Start Extracted material
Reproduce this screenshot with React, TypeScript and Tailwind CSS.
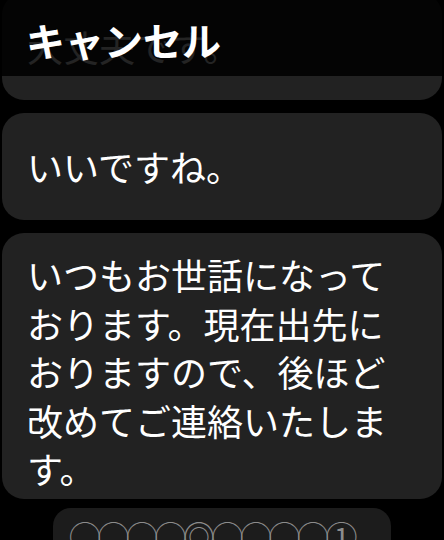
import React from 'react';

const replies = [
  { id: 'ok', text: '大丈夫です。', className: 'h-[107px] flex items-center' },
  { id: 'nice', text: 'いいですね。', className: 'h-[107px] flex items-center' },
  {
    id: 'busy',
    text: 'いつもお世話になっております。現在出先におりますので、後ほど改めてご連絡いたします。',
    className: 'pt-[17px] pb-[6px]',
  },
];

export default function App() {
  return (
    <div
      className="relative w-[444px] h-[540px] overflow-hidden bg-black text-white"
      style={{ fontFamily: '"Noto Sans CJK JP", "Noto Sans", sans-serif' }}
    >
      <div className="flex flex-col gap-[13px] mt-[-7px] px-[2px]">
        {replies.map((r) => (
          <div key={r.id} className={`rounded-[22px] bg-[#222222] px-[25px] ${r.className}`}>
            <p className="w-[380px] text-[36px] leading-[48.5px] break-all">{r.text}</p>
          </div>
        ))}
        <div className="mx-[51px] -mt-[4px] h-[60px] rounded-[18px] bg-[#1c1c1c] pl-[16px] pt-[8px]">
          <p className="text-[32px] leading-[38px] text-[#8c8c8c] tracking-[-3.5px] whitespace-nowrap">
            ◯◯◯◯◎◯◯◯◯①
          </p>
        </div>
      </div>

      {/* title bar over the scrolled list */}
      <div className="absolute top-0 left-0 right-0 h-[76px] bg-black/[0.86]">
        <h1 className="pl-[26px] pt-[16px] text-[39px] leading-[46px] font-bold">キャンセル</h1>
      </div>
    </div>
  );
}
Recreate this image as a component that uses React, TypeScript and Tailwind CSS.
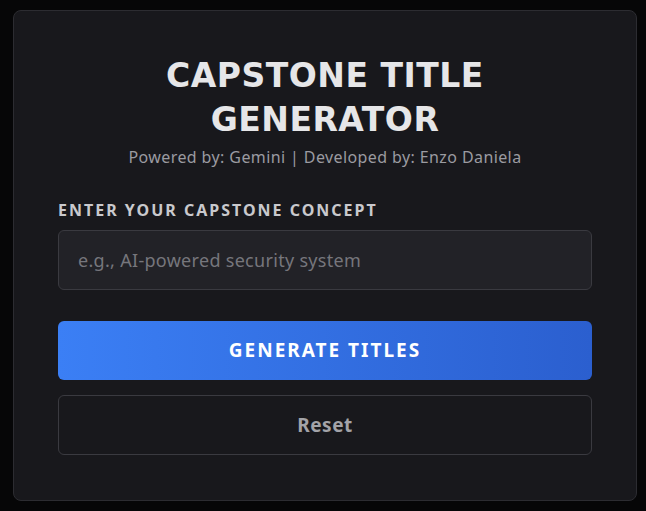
End Extracted material
* _Job_
Sift the material for lines with the string "React". Copy each one found.

* _Task answer_
Reproduce this screenshot with React, TypeScript and Tailwind CSS.
import React from 'react';
Recreate this image as a component that uses React, TypeScript and Tailwind CSS.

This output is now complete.